(左から)大槻ケンヂ、ナン子ちゃん、辛酸なめ子

インド映画を盛り上げようと、映画業界初の“ゆるキャラ”として宣伝活動を行うナン子ちゃんに注目が集まっている。18日に封切られた感動作『きっと、うまくいく』の初日舞台あいさつ(東京・シネマート新宿)に、同作をはじめとする“ボリウッド4”の応援団長を務める大槻ケンヂ、インド映画好きのコラムニスト・辛酸なめ子とともに登壇すると、駆けつけた約300人のファンから歓声を浴びていた。

その他の写真

ナン子ちゃんは、大槻が数ある候補から選んだ逸材で、顔が巨大なナンというキャラクター。生年月日とスリーサイズは非公表だが、身長167センチで血液型はB型。趣味はヨガと瞑想で、ラーメン、ごはん、ハウスバーモントカレーが大好物だという。発する言葉は「ナマステ」だけで、舞台あいさつでも健気に「ナマステ」を連発。その姿に大槻、辛酸もすっかり癒されていた。
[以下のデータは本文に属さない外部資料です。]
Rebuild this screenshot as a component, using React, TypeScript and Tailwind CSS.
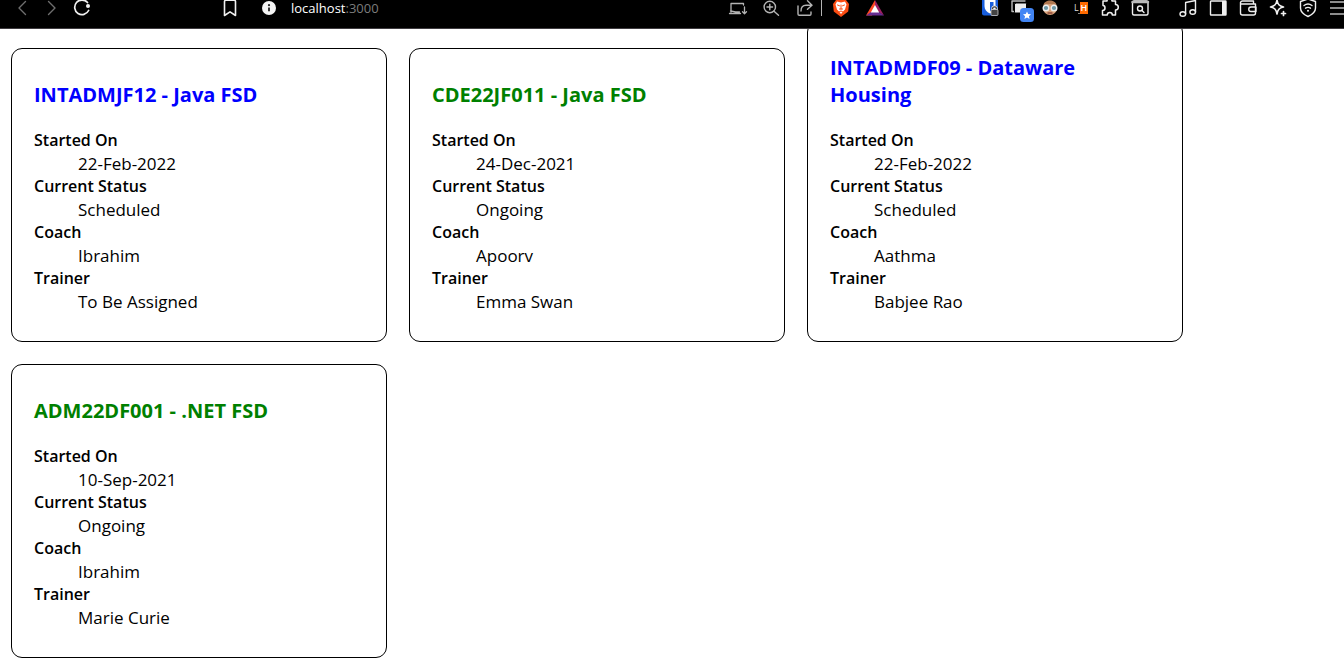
import type { ReactNode } from "react";

type Cohort = {
  code: string;
  startedOn: string;
  status: "Scheduled" | "Ongoing";
  coach: string;
  trainer: string;
};

const cohorts: Cohort[] = [
  { code: "INTADMJF12 - Java FSD", startedOn: "22-Feb-2022", status: "Scheduled", coach: "Ibrahim", trainer: "To Be Assigned" },
  { code: "CDE22JF011 - Java FSD", startedOn: "24-Dec-2021", status: "Ongoing", coach: "Apoorv", trainer: "Emma Swan" },
  { code: "INTADMDF09 - Dataware Housing", startedOn: "22-Feb-2022", status: "Scheduled", coach: "Aathma", trainer: "Babjee Rao" },
  { code: "ADM22DF001 - .NET FSD", startedOn: "10-Sep-2021", status: "Ongoing", coach: "Ibrahim", trainer: "Marie Curie" },
];

function IconButton({ label, className = "w-[30px]", children }: { label: string; className?: string; children: ReactNode }) {
  return (
    <button type="button" aria-label={label} className={`h-7 shrink-0 overflow-hidden ${className}`}>
      <svg width="30" height="28" viewBox="0 0 30 28" fill="none" stroke="currentColor" strokeWidth="1.4" strokeLinecap="round" strokeLinejoin="round" className="mx-auto block max-w-none">
        {children}
      </svg>
    </button>
  );
}

function BrowserBar() {
  return (
    <header className="relative z-10 flex h-[29px] items-start overflow-hidden border-b border-[#3f3c40] bg-black pl-[7px] text-[#f0f0f0]">
      <IconButton label="Back" className="w-[30px] text-[#6f6f6f]">
        <path d="M18.5 1.5 12 8l6.500 6.500" />
      </IconButton>
      <IconButton label="Forward" className="w-[30px] text-[#6f6f6f]">
        <path d="M11.500 1.500 18 8l-6.500 6.500" />
      </IconButton>
      <IconButton label="Reload">
        <path d="M20.500 2.500A7.300 7.300 0 1 0 21.600 10.500" strokeWidth="1.700" />
        <circle cx="21" cy="6" r="2" fill="currentColor" stroke="none" />
      </IconButton>
      <IconButton label="Bookmark this page" className="ml-[118px] w-[30px]">
        <path d="M9.500 1.500c0-.8.500-1.300 1.300-1.300h8.400c.8 0 1.300.500 1.300 1.300v14L15 11.800l-5.500 3.700z" strokeWidth="1.600" />
      </IconButton>
      <IconButton label="Site information" className="ml-[9px] w-[30px]">
        <circle cx="15" cy="8" r="7" fill="#f5f5f5" stroke="none" />
        <path d="M15 7.500v3.700" stroke="#222" strokeWidth="1.800" strokeLinecap="butt" />
        <circle cx="15" cy="5.200" r="1.100" fill="#222" stroke="none" />
      </IconButton>
      <a href="http://localhost:3000" className="ml-[7px] flex-1 text-[13px] leading-[17px] text-white">
        localhost<span className="text-[#7c7c7c]">:3000</span>
      </a>

      <div className="flex text-[#b4b4b4]">
        <IconButton label="Install app" className="w-[34px]">
          <path d="M21.500 5V3.500H9v8.500M7.500 13.500h11M8.500 10.800l5 1.200h4M22.500 7v6.500M20.500 11.700l2 2 2-2" strokeWidth="1.300" />
        </IconButton>
        <IconButton label="Zoom" className="w-[34px]">
          <circle cx="13.800" cy="7" r="5.700" />
          <path d="m18 11.200 4.500 4M11 7h5.600M13.800 4.200v5.600" />
        </IconButton>
        <IconButton label="Share" className="w-[33px]">
          <path d="M8 6v8c0 .8.400 1.200 1.200 1.200h10.600c.8 0 1.200-.4 1.200-1.200v-2M17.500.8 22 5.200l-4.500 4M11 11c0-3.500 2-5.800 5-5.800h5.500" />
        </IconButton>
        <span className="h-4 w-px bg-[#b4b4b4]" />
      </div>
      <IconButton label="Brave Shields" className="w-[38px]">
        <path d="M10 0h10l3 4-.8 7.500L15 17l-7.200-5.500L7 4z" fill="#fb4c12" stroke="none" />
        <path d="M11 1.500 15 2.500l4-1 1.500 3-1.500 5-1.500 1.500L15 14l-2.500-3L11 9.500l-1.500-5z" fill="#fff" stroke="none" />
        <path d="m11.500 5 2 .8M18.500 5l-2 .8M15 5v4M13.500 9h3M13 12l2-1 2 1" stroke="#fb4c12" strokeWidth="1" />
      </IconButton>
      <IconButton label="Brave Rewards">
        <path d="M15 0 6 15.500H12l3-9.500z" fill="#ff4724" stroke="none" />
        <path d="M15 0 24 15.500 18.500 12 15 6z" fill="#9e1f63" stroke="none" />
        <path d="M6 15.500h18l-5-3.500h-8z" fill="#662d91" stroke="none" />
        <path d="m15 5 4.200 7.500h-8.400z" fill="#fff" stroke="none" />
      </IconButton>

      <div className="ml-[85px] flex">
        <IconButton label="Password manager">
          <path d="M7 0h16v13.500a2 2 0 0 1-2 2H9a2 2 0 0 1-2-2z" fill="#175ddc" stroke="none" />
          <path d="M9.500 0h11v6c0 3.500-2 6-5.500 7.500C11.500 12 9.500 9.500 9.500 6z" fill="#fff" stroke="none" />
          <path d="M15 2h3.500v4.500c0 2.200-1.500 4-3.500 5z" fill="#175ddc" stroke="none" />
          <path d="M17.500 10V8.800a2 2 0 0 1 4 0V10" stroke="#ddd" strokeWidth="2.400" />
          <path d="M17.500 10V8.800a2 2 0 0 1 4 0V10" stroke="#444" strokeWidth="1.200" />
          <rect x="16" y="9.500" width="7" height="6" rx="1" fill="#444" stroke="#ccc" strokeWidth=".8" />
        </IconButton>
        <IconButton label="Tab manager" className="w-[30px]">
          <path d="M20 1H7v10.500h2" stroke="#bbb" />
          <rect x="9.500" y="3" width="12" height="10" rx="1" fill="#eee" stroke="#000" strokeWidth="1" />
          <rect x="15" y="8" width="14" height="14" rx="3.500" fill="#4285f4" stroke="none" />
          <path d="m22 11.500 1.200 2.500 2.800.3-2.100 1.900.7 2.800-2.600-1.500-2.600 1.500.7-2.800-2.100-1.900 2.800-.3z" fill="#fff" stroke="none" />
        </IconButton>
        <IconButton label="Reader">
          <circle cx="15" cy="8" r="7" fill="#d9a27a" stroke="none" />
          <path d="M8.500 5c1-6 12-6 13 0-4-1.500-9-1.500-13 0z" fill="#b07850" stroke="none" />
          <circle cx="11" cy="8" r="2.800" fill="#6d98a6" stroke="#eee" />
          <circle cx="19" cy="8" r="2.800" fill="#6d98a6" stroke="#eee" />
          <path d="M13 13h4" stroke="#8f4b3b" />
        </IconButton>
        <IconButton label="Live highlighter">
          <rect x="15" y="2" width="8" height="12" fill="#ff6a00" stroke="none" />
          <text x="9" y="11" fontSize="9" fill="#ddd" stroke="none">L</text>
          <text x="15.500" y="11" fontSize="9" fontWeight="600" fill="#fff" stroke="none">H</text>
          <path d="M13.500 13.500h1" stroke="#999" strokeWidth="1" />
        </IconButton>
        <IconButton label="Extensions">
          <path d="M8 1h4c0-1.500 1-2.500 2.500-2.500S17-.5 17 1h3.500v3.500c1.700 0 2.800 1.200 2.800 2.800s-1.100 2.700-2.800 2.700v5h-3.200c0-1.500-1-2.500-2.500-2.500s-2.500 1-2.500 2.500H7.500v-4.500C9 10.500 10 9.500 10 8S9 5.500 8 5.500z" strokeWidth="1.500" />
        </IconButton>
        <IconButton label="Search tabs">
          <rect x="7.500" y="1" width="15.500" height="14" rx="1.500" />
          <path d="M7.500 2h15.500" strokeWidth="2.500" stroke="#bbb" />
          <circle cx="15" cy="8.500" r="2.500" />
          <path d="m17 10.500 2 2" />
        </IconButton>
      </div>

      <div className="ml-[18px] flex">
        <IconButton label="Media">
          <ellipse cx="9.800" cy="14" rx="2.800" ry="2.200" />
          <ellipse cx="19.700" cy="12" rx="2.800" ry="2.200" />
          <path d="M12.600 14V2.500L22.500.5V12" />
        </IconButton>
        <IconButton label="Sidebar">
          <rect x="7.500" y="1" width="15.500" height="14" rx=".5" />
          <path d="M19 1h4v14h-4z" fill="currentColor" stroke="none" />
        </IconButton>
        <IconButton label="Wallet">
          <path d="M20.500 3.500V1H9.500a2 2 0 0 0-2 1.500v10.500a2 2 0 0 0 2 2h11a2 2 0 0 0 2-2V4H8M23 7h-5a2.200 2.200 0 0 0 0 4.500h5z" />
        </IconButton>
        <IconButton label="Leo AI">
          <path d="M14 0c.8 4.500 2 6 6.500 7-4.500 1-5.700 2.500-6.500 7-.8-4.500-2-6-6.500-7 4.500-1 5.700-2.500 6.500-7z" strokeWidth="1.600" />
          <path d="M20.500 11.500v4M18.500 13.500h4" strokeWidth="1.700" />
        </IconButton>
        <IconButton label="VPN">
          <path d="m15-1 7.500 2.500V8c0 3.800-3 6.500-7.500 8.500C10.500 14.500 7.500 11.800 7.500 8V1.500z" />
          <path d="M11 5.500c2.500-1.800 5.500-1.800 8 0M12.500 8.200c1.500-1 3.500-1 5 0" />
          <circle cx="15" cy="10.800" r="1" fill="currentColor" stroke="none" />
        </IconButton>
        <button type="button" aria-label="Menu" className="h-7 w-[21px] overflow-hidden text-[#bbb]">
          <svg width="21" height="28" viewBox="0 0 21 28" stroke="currentColor" strokeWidth="1.500" className="block">
            <path d="M7 2h16M7 8h16M7 14h16" />
          </svg>
        </button>
      </div>
    </header>
  );
}

function CohortCard({ cohort }: { cohort: Cohort }) {
  const rows = [
    ["Started On", cohort.startedOn],
    ["Current Status", cohort.status],
    ["Coach", cohort.coach],
    ["Trainer", cohort.trainer],
  ];
  return (
    <article className="w-[376px] rounded-[11px] border border-black px-[22px] pt-8 pb-7">
      <h3 className={`mb-[21px] text-[20px] leading-[27px] font-bold ${cohort.status === "Ongoing" ? "text-[#008000]" : "text-[#0000ff]"}`}>
        {cohort.code}
      </h3>
      <dl className="leading-[23px]">
        {rows.map(([term, value]) => (
          <div key={term}>
            <dt className="text-[16px] leading-[23px] font-semibold">{term}</dt>
            <dd className="ml-11 text-[17px] leading-[23px]">{value}</dd>
          </div>
        ))}
      </dl>
    </article>
  );
}

export default function App() {
  return (
    <div className="min-h-screen bg-white font-['Open_Sans','Noto_Sans',sans-serif] text-black">
      <BrowserBar />
      <main className="-mt-2 flex flex-wrap items-end gap-[22px] px-[11px]">
        {cohorts.map((cohort) => (
          <CohortCard key={cohort.code} cohort={cohort} />
        ))}
      </main>
    </div>
  );
}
映画はインドで圧倒的な人気を誇るアーミル・カーンが出演し、インド歴代最高の興行成績を記録した青春ストーリー。国内屈指のエリート理系大学を舞台に、自由人のランチョー、動物好きなファラン、常に神頼みの苦学生ラジューの3人が引き起こす騒動を描き、10年後、行方不明になったランチョーを探すミステリー仕立ての物語が同時進行する。スティーブン・スピルバーグやブラッド・ピットらハリウッドセレブを魅了し、各国でリメイク企画も進んでいる。

大槻は人気ミュージシャンのサザンオールスターズを例に挙げ、1998年に日本公開された『ムトゥ 踊るマハラジャ』が「勝手にシンドバッド」、『きっと、うまくいく』は「いとしのエリー」だと分析。90年代後半、日本では一過性のブームに終わったインド映画について「当時、もっと(本作のような)ヒューマンな映画が公開されたら、状況は違ったはず」と考察し、「インド映画らしい歌や踊りも、自然に組み込まれているし、どんな客層にも受ける」と太鼓判を押していた。一方、辛酸は「登場人物が語る言葉には、格言がたくさん。きっと生きるヒントになるはず」とアピールしていた。